Your turn ... why is Zappos successful? If pundits continue to harp on multichannel strategies, why do customers flock to Zappos, a single-channel brand?
Labels: Multichannel Forensics, Nordstrom, Web-Only Strategy, Zappos
8 Comments:
Zappos success clearly shows that a web-only business is viable, however I don't think this indicates that the catalog is dead.
Zappos could likely increase revenue (and perhaps turn a profit) by smartly sending catalogs to boost retention or acquire new web customers. The catalog may not be a 104 page index of products, but rather a small, timely, personalized catalog.
Many of today's MC firms tend to see this issue from the opposite perspective. Instead of looking to add catalog's where needed as an acquisition boost or retention driver for web customers, we spend hours creating rules of how web dollars should flow back to a specific catalog for the supposed catalog customers who've "chosen to place their order online."
The distinction between web as an order channel and as a store needs to be recognized. Instead of moving web revenue to the catalog base, we are moving towards the web being "the new base" and catalog being a marketing vehicle.
Zappos shows that a single channel brand can work - but to me the real learning is understanding that inside all of our businesses there exists a 'Zappos Component,' that is web customers who don't need a catalog. Find them, save ad cost, reinvest the advertising $ into more promising vehicles, and watch sales grow. Its the new school of MC marketing!
Well said, Ray. Thanks!
Don't mean to quibble with you guys, but.... Zappos is not a "web-only business".
There's a 24x7 toll-free number advertised right on their home.
That makes at least 2 channels that customers can reach them through.
I had several discussions with folks at the NEMOA conference about the point you bring up.
Down the road, there will be a better distinction between the advertising channel (catalog, e-mail, search, portals, affiliates) and the order-taking channel (retail, telephone, online).

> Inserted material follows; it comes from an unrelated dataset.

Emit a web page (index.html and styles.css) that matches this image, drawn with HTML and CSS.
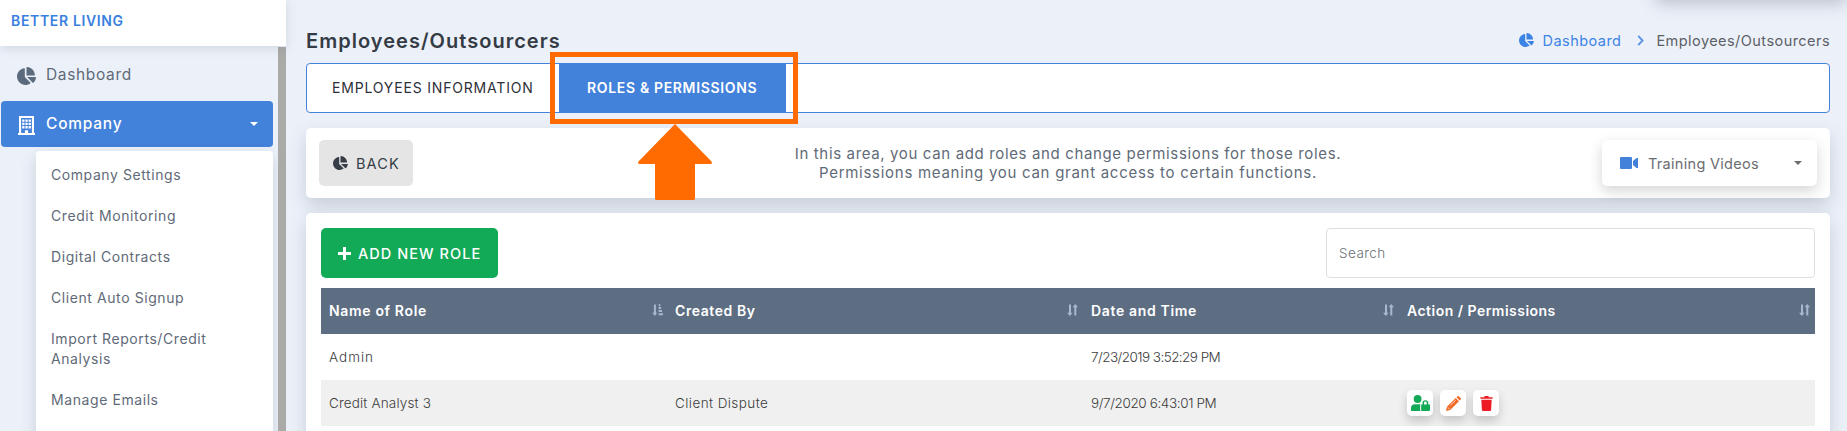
FILE: index.html
```html
<!DOCTYPE html>
<html lang="en">
<head>
<meta charset="utf-8">
<title>Employees/Outsourcers</title>
<link rel="stylesheet" href="styles.css">
</head>
<body>
<svg class="defs" aria-hidden="true">
  <symbol id="pie" viewBox="0 0 544 512"><path d="M527.79 288H290.5l158.03 158.03c6.04 6.04 15.98 6.53 22.19.68 38.7-36.46 65.32-85.61 73.13-140.86 1.34-9.46-6.51-17.85-16.06-17.85zm-15.83-64.8C503.72 103.74 408.26 8.28 288.8.04 279.68-.59 272 7.1 272 16.24V240h223.77c9.14 0 16.82-7.68 16.19-16.8zM224 288V50.71c0-9.55-8.39-17.4-17.84-16.06C86.99 51.49-4.1 155.6.14 280.37 4.5 408.51 114.83 513.59 243.03 511.98c50.4-.63 96.97-16.87 135.26-44.03 7.9-5.6 8.42-17.23 1.57-24.08L224 288z"/></symbol>
  <symbol id="sort" viewBox="0 0 11 12"><path d="M2 .5h2v8.3h1.6L2.9 12 0 8.8h2zM7.3 11.5h2V3.3H11L8.3 0 5.6 3.3h1.7z"/></symbol>
  <symbol id="sort-asc" viewBox="0 0 11 12"><path d="M1.9 .5h2v8.3h1.4L2.9 12 .2 8.8h1.7zM6.6 .3h1.8v1.9H6.6zM6.6 3.1h2.6V5H6.6zM6.6 6h3.4v1.9H6.6zM6.6 9.2H11v2H6.6z"/></symbol>
</svg>

<div class="app">
  <aside class="sidebar">
    <header class="brand">BETTER LIVING</header>
    <div class="side-scroll">
      <nav class="menu">
        <a class="item"><svg class="icon-pie-lg"><use href="#pie"/></svg><span>Dashboard</span></a>
        <a class="item active">
          <svg class="icon-building" viewBox="0 0 17 19"><path fill-rule="evenodd" d="M1 0h15v17h1v2H0v-2h1zM3.100 2V17h3.800v-2.800h3.200V17h3.800V2zM4.200 3.500h2.300v2.300H4.200zM7.400 3.500h2.300v2.300H7.400zM10.600 3.500h2.300v2.300h-2.300zM4.200 6.800h2.300v2.300H4.200zM7.400 6.800h2.300v2.300H7.400zM10.600 6.800h2.300v2.300h-2.300zM4.200 10.100h2.300v2.300H4.200zM7.400 10.100h2.300v2.300H7.400zM10.600 10.100h2.300v2.300h-2.300z"/></svg>
          <span>Company</span><i class="caret"></i>
        </a>
        <div class="submenu">
          <a>Company Settings</a>
          <a>Credit Monitoring</a>
          <a>Digital Contracts</a>
          <a>Client Auto Signup</a>
          <a>Import Reports/Credit Analysis</a>
          <a>Manage Emails</a>
        </div>
      </nav>
      <div class="scrollbar"></div>
    </div>
  </aside>

  <main class="main">
    <div class="top-panel"></div>
    <div class="head">
      <h1>Employees/Outsourcers</h1>
      <div class="crumbs">
        <svg class="icon-pie"><use href="#pie"/></svg>
        <a>Dashboard</a>
        <svg class="chevron" viewBox="0 0 7 11"><path d="M1.200 .8 5.600 5.500 1.200 10.200"/></svg>
        <span>Employees/Outsourcers</span>
      </div>
    </div>

    <div class="tabs">
      <a class="tab">EMPLOYEES INFORMATION</a>
      <a class="tab selected">ROLES &amp; PERMISSIONS
        <span class="marker"></span>
        <svg class="arrow" viewBox="0 0 74 76"><path d="M37 0 73.500 37.500Q75 40 72 40H57V74.500Q57 76 55.500 76H18.500Q17 76 17 74.500V40H2Q-1 40 .5 37.500z"/></svg>
      </a>
    </div>

    <section class="card intro">
      <button class="back"><svg class="icon-pie"><use href="#pie"/></svg>BACK</button>
      <p>In this area, you can add roles and change permissions for those roles.<br><span>Permissions meaning you can grant access to certain functions.</span></p>
      <button class="videos">
        <svg class="icon-video" viewBox="0 0 18 12"><path d="M1 0h10q1 0 1 1v10q0 1-1 1H1q-1 0-1-1V1q0-1 1-1zM13 4l3.500-3H18v10h-1.500L13 8z"/></svg>
        <span>Training Videos</span><i class="caret"></i>
      </button>
    </section>

    <section class="card roles">
      <div class="toolbar">
        <button class="add"><svg viewBox="0 0 13 13"><path d="M5 0h3v5h5v3H8v5H5V8H0V5h5z"/></svg>ADD NEW ROLE</button>
        <div class="search">Search</div>
      </div>
      <div class="row thead">
        <div><span class="h-name">Name of Role</span><svg><use href="#sort-asc"/></svg></div>
        <div><span class="h-by">Created By</span><svg><use href="#sort"/></svg></div>
        <div><span class="h-date">Date and Time</span><svg><use href="#sort"/></svg></div>
        <div><span class="h-act">Action / Permissions</span><svg><use href="#sort"/></svg></div>
      </div>
      <div class="row">
        <div class="admin">Admin</div><div></div><div class="date">7/23/2019 3:52:29 PM</div><div></div>
      </div>
      <div class="row odd">
        <div class="analyst">Credit Analyst 3</div><div class="by">Client Dispute</div><div class="date date-b">9/7/2020 6:43:01 PM</div>
        <div class="actions">
          <a class="act green"><svg viewBox="0 0 19 16"><circle cx="6.600" cy="4" r="3.900"/><path d="M0 16v-2.800Q0 9.200 4 9.200h5.200V16z"/><path fill-rule="evenodd" d="M10.200 9.500h1.300V8q0-2.800 2.900-2.800T17.300 8v1.500H19V15q0 1-1 1h-7.800zM13 9.500h2.800V8q0-1.400-1.400-1.400T13 8z"/></svg></a>
          <a class="act orange"><svg viewBox="0 0 16 16"><path d="M11.200 1.300 12.300.3q.8-.6 1.600.1l1.800 1.800q.6.700 0 1.500l-1.100 1.100zM10.300 2.200l3.500 3.500-9.300 9.300L0 16l1-4.500z"/><path class="cut" d="M4.800 9.700 10.300 4.400M2 12.200l1.900 1.900"/></svg></a>
          <a class="act red"><svg viewBox="0 0 13 16"><path d="M0 1.200h4L4.600 0h3.800L9 1.200h4V3H0zM1 4h11l-.6 10.800Q11.300 16 10.200 16H2.800q-1.100 0-1.200-1.200z"/></svg></a>
        </div>
      </div>
    </section>
  </main>
</div>
</body>
</html>
```
FILE: styles.css
```css
* { box-sizing: border-box; }
body {
  margin: 0;
  background: #ecf1f9;
  font-family: Inter, "Liberation Sans", sans-serif;
  font-size: 14px;
  color: #5f6a78;
  overflow: hidden;
}
svg { flex: none; fill: currentColor; }
button { border: 0; font: inherit; color: inherit; text-align: left; }
.defs { display: none; }
.app { display: flex; height: 431px; overflow: hidden; }

/* Sidebar */
.sidebar { width: 286px; flex: none; display: flex; flex-direction: column; }
.brand {
  position: relative;
  flex: none;
  height: 46px;
  padding: 11px 0 0 11px;
  line-height: 20px;
  background: #fff;
  color: #3a80e0;
  font-weight: 600;
  letter-spacing: .65px;
  box-shadow: 0 2px 10px rgba(60, 75, 95, .16);
}
.side-scroll { display: flex; justify-content: space-between; flex: 1; min-height: 0; padding-top: 1px; }
.menu { width: 273px; padding: 5px 0 0 1px; }
.scrollbar { width: 8px; background: #aaaaa8; }
.item {
  display: flex;
  align-items: center;
  height: 46px;
  border-radius: 4px;
  font-size: 15.5px;
  letter-spacing: .65px;
}
.item:first-child { height: 45px; margin-bottom: 4px; }
.icon-pie-lg { width: 19px; height: 18px; margin: 2px 10px 0 16px; color: #5c6a7e; }
.item.active { background: #4382da; color: #fff; font-weight: 500; letter-spacing: .76px; }
.item.active span { margin-top: -1px; }
.icon-building { width: 17px; height: 19px; margin: 3px 11px 0 17px; }
.caret { width: 0; height: 0; border: 4px solid transparent; border-top-color: currentColor; border-bottom: 0; }
.item .caret { margin: 0 15px 0 auto; }
.submenu {
  width: 237px;
  height: 300px;
  margin: 4px 0 0 35px;
  padding: 3px 15px 0;
  background: #fff;
  border-radius: 4px;
  box-shadow: 0 6px 16px rgba(60, 75, 95, .2);
}
.submenu a { display: block; padding: 10.5px 20px 10.5px 0; line-height: 20px; letter-spacing: .58px; }

/* Page head */
.main { position: relative; flex: 1; padding: 0 17px 0 20px; }
.top-panel {
  position: absolute;
  top: -30px;
  right: 0;
  width: 192px;
  height: 30px;
  border-radius: 6px;
  box-shadow: 0 4px 16px rgba(60, 75, 95, .28);
}
.head { display: flex; align-items: center; justify-content: space-between; height: 63px; padding-top: 19px; }
h1 { margin: 0; font-size: 20px; font-weight: 600; line-height: 24px; letter-spacing: 1.03px; color: #343b45; }
.crumbs { display: flex; align-items: center; margin-top: -2px; font-size: 14.5px; letter-spacing: .45px; color: #5c6066; }
.crumbs a { margin-left: 9px; color: #3c83e6; }
.icon-pie { width: 15px; height: 14px; }
.crumbs .icon-pie { color: #3c83e6; }
.chevron { width: 7px; height: 11px; margin: 0 12px 0 16px; fill: none; stroke: #5b94e4; stroke-width: 1.900; }

/* Tabs */
.tabs { display: flex; height: 50px; background: #fff; border: 1px solid #4382da; border-radius: 4px; color: #2d3038; }
.tab { display: flex; align-items: center; width: 252px; padding: 0 0 1px 25px; letter-spacing: .82px; white-space: nowrap; }
.tab.selected {
  position: relative;
  width: 227px;
  padding-left: 28px;
  background: #4382da;
  color: #fff;
  font-weight: 600;
  letter-spacing: .66px;
}
.marker { position: absolute; left: -9px; top: -12px; width: 248px; height: 72px; border: 5px solid #ff6b00; }
.arrow { position: absolute; left: 79px; top: 60px; width: 74px; height: 76px; color: #ff6b00; }

/* Cards */
.card { background: #fff; border-radius: 5px; box-shadow: 0 8px 18px rgba(50, 65, 85, .2); }
.intro { display: flex; align-items: center; justify-content: space-between; height: 70px; margin-top: 15px; padding: 0 13px; }
.back {
  display: flex;
  align-items: center;
  gap: 8px;
  width: 94px;
  height: 46px;
  padding: 0 0 0 14px;
  border-radius: 5px;
  background: #e5e5e5;
  color: #363d46;
  font-size: 14.5px;
  letter-spacing: 1.100px;
}
.intro p { margin: 0 0 0 121px; font-size: 15px; line-height: 19px; letter-spacing: .64px; text-align: center; }
.intro p span { letter-spacing: .72px; }
.videos {
  display: flex;
  align-items: center;
  width: 215px;
  height: 46px;
  padding: 0 15px 0 18px;
  border-radius: 5px;
  background: #fff;
  box-shadow: 0 5px 14px rgba(0, 0, 0, .17);
  color: #6a6d70;
  font-size: 14.5px;
  letter-spacing: .3px;
}
.icon-video { width: 18px; height: 12px; margin-right: 10px; color: #4382da; }
.videos .caret { margin-left: auto; }

/* Roles table */
.roles { height: 300px; margin-top: 15px; padding: 15px; }
.toolbar { display: flex; justify-content: space-between; margin-bottom: 10px; }
.add {
  display: flex;
  align-items: center;
  width: 177px;
  height: 50px;
  padding: 0 0 0 17px;
  border-radius: 5px;
  background: #12a957;
  color: #fff;
  font-size: 14.5px;
  font-weight: 500;
  letter-spacing: 1.050px;
}
.add svg { width: 13px; height: 13px; margin-right: 7px; }
.search {
  width: 489px;
  height: 50px;
  padding-left: 12px;
  border: 1px solid #dfdfdf;
  border-radius: 4px;
  line-height: 48px;
  font-size: 13.5px;
  font-weight: 300;
  letter-spacing: .45px;
  color: #6a7077;
}
.row {
  display: grid;
  grid-template-columns: 346px 416px 316px 416px;
  align-items: center;
  height: 46px;
  font-size: 13.5px;
  font-weight: 300;
  color: #3c3c3c;
}
.row > div { padding-left: 8px; }
.thead { background: #5d6d82; color: #fff; font-size: 14px; font-weight: 600; }
.thead > div { display: flex; align-items: center; justify-content: space-between; padding-right: 5px; }
.thead > div:first-child { padding-right: 4px; }
.thead span { margin-top: -1px; }
.thead svg { width: 11px; height: 12px; margin-bottom: 2px; color: #a9b8cd; }
.h-name, .h-date { letter-spacing: .66px; }
.h-by { letter-spacing: .58px; }
.h-act { letter-spacing: .48px; }
.odd { background: #f0f0f0; }
.admin { letter-spacing: 1px; }
.analyst { letter-spacing: .16px; }
.by { letter-spacing: .42px; }
.date { letter-spacing: -.55px; }
.date-b { letter-spacing: -.38px; }
.actions { display: flex; gap: 7px; }
.act {
  display: flex;
  align-items: center;
  justify-content: center;
  width: 26px;
  height: 26px;
  border-radius: 5px;
  background: #fff;
  box-shadow: 0 5px 10px rgba(0, 0, 0, .18);
}
.green { color: #12a957; }
.orange { color: #f06a28; }
.red { color: #ed1c24; }
.green svg { width: 19px; height: 16px; }
.orange svg { width: 15px; height: 15px; }
.red svg { width: 13px; height: 15px; }
.cut { fill: none; stroke: #fff; stroke-width: .8; }
```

In that world, Zappos is not considered a single-channel or web-only business.
Zappos is successful because they (in no particular order) have great service (bizrate ratings), low prices, free shipping, and (so critical for buying shoes through the mail) free return shipping.
I don't see Zappo's success as uniquely due to the web (save for the selection breadth) or uniquely due to single channel. (As opposed to, say, Netflix, which simply couldn't have existed preweb).
Zappos' success (in terms of revenue and growth, not commenting on their profitability) seems pretty simple: Zappos offers a better value proposition to their customers. Execute that strategy day in and day out, maintain service levels, keep prices low, and $500mil top line in under 10 years makes sense.
-- Alan
(disclosure: Zappos customer)
I recall being in meetings at my last employer --- I would use Macy's as a comparison to Zappos, since folks were a bit more objective when I did that than when we discussed our company verses Zappos.
I would take a $112 pair of boots that had free shipping, no sales tax, and free returns, and compare them with the same $109 pair of boots at Macy's that would cost $16.95 to ship, would arrive in a week, and would have $10 of sales tax.
At $112 verses $136 at Macy's Online ($117 at a Macy's Store) , I'd ask my co-workers which option they would choose.
About half would choose the store. Almost nobody would pick Macy's online. About half would pick Zappos.
This, to me, is the biggest challenge multichannel retailers face. The in-store experience is a huge advantage. But online (and in catalog advertising), unless the multichannel retailer can execute like Zappos, online growth may eventually stall.
Ray / Ron / Alan --- thanks for your comments!